-- START RECORD EXCERPTS --

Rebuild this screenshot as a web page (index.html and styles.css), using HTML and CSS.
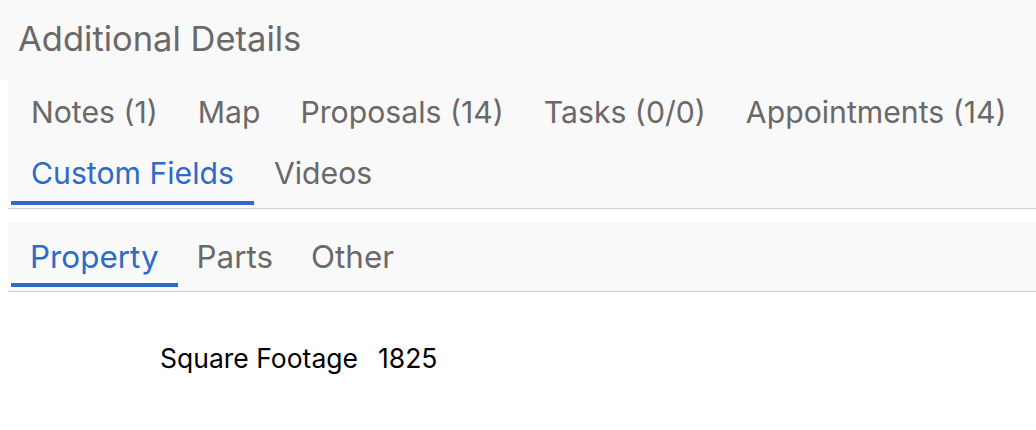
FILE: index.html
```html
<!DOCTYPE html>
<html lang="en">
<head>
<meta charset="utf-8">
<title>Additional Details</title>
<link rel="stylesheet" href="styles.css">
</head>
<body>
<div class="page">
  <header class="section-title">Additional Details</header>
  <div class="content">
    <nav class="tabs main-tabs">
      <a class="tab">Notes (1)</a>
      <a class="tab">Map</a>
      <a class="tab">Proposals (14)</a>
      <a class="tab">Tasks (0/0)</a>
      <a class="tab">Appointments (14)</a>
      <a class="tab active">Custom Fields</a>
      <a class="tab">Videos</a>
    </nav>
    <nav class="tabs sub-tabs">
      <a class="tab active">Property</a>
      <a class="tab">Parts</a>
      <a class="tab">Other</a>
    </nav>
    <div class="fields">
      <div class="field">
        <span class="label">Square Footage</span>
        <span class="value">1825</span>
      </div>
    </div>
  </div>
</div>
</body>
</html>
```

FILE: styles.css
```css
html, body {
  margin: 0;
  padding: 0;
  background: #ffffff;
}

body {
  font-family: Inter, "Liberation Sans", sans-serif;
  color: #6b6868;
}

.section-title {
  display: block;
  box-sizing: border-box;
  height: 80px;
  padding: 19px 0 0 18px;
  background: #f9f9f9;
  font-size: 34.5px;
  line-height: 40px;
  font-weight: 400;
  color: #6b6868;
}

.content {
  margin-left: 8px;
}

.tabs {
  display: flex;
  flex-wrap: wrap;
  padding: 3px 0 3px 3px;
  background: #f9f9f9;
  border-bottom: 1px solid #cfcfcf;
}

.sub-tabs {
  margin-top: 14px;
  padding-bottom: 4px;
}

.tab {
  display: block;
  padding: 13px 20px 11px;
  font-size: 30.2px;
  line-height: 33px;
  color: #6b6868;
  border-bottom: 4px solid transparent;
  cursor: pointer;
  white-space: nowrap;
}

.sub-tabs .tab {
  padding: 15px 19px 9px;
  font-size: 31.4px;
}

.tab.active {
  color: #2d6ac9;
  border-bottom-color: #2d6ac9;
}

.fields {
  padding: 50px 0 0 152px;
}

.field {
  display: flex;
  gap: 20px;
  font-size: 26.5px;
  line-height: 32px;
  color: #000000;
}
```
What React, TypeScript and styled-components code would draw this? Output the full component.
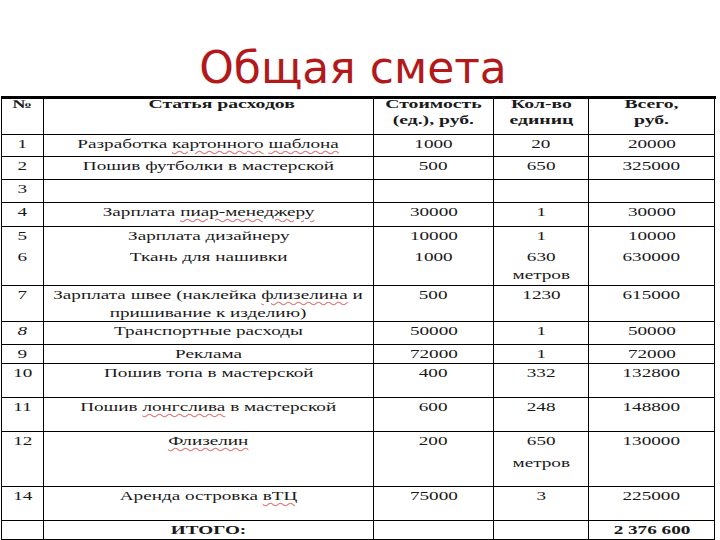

-- END RECORD EXCERPTS --
-- START RECORD EXCERPTS --

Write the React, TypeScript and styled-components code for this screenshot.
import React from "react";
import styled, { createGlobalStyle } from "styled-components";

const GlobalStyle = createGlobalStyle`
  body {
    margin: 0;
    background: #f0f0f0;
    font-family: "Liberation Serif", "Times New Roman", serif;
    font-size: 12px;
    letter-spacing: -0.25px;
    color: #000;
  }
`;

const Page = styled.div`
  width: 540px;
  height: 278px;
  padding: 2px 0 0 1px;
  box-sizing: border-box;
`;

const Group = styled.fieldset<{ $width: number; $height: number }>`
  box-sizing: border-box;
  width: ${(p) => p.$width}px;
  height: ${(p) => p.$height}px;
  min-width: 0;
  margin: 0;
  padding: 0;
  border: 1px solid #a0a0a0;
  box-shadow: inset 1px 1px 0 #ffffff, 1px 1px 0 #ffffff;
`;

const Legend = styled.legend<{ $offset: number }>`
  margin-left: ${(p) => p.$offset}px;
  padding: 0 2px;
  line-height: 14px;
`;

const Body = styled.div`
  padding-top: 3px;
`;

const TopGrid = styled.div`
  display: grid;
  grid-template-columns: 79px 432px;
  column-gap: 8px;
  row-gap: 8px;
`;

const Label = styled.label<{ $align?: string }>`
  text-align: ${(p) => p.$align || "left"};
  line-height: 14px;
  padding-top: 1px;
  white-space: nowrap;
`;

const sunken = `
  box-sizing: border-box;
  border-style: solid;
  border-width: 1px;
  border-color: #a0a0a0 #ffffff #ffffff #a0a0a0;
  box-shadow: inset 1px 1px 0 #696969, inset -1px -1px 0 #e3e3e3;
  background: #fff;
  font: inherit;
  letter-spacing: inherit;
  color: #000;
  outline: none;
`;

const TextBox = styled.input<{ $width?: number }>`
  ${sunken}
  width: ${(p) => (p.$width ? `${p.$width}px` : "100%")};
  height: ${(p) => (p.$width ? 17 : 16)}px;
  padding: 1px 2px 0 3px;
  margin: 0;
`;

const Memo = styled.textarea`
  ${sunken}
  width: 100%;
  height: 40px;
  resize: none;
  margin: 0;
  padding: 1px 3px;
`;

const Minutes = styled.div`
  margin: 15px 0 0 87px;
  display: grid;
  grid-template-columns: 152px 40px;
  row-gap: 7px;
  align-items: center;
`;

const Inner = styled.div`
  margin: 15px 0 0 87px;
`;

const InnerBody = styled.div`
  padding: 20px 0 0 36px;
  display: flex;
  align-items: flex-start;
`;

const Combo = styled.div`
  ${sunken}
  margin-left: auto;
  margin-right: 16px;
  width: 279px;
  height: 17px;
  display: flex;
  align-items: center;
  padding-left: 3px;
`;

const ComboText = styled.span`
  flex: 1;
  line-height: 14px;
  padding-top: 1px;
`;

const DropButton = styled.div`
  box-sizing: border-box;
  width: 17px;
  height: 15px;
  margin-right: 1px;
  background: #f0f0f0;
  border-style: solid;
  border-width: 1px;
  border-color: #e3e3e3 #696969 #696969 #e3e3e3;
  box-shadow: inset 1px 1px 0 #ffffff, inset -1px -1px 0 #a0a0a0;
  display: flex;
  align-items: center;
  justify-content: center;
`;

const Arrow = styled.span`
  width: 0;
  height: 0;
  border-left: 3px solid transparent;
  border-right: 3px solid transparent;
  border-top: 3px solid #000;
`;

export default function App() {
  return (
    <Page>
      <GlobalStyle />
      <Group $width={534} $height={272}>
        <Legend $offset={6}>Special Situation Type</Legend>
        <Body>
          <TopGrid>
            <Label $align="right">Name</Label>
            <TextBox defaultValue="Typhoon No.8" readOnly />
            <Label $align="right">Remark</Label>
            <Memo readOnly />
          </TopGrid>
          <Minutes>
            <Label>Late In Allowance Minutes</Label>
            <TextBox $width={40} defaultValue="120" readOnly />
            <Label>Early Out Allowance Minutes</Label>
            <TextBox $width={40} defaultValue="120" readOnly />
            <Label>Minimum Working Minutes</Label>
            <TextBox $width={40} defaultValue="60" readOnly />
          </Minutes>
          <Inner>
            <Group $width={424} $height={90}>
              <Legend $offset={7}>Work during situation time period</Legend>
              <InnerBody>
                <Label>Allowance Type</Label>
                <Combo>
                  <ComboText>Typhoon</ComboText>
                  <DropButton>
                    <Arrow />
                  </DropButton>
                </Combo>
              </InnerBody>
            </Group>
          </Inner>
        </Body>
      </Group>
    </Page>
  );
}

-- END RECORD EXCERPTS --

■ **WORK TO BE COMPLETED**: Copy each line of the preceding data that contains the string "this".

■ **TASK SOLUTION**:
Rebuild this screenshot as a web page (index.html and styles.css), using HTML and CSS.
What React, TypeScript and styled-components code would draw this? Output the full component.
Write the React, TypeScript and styled-components code for this screenshot.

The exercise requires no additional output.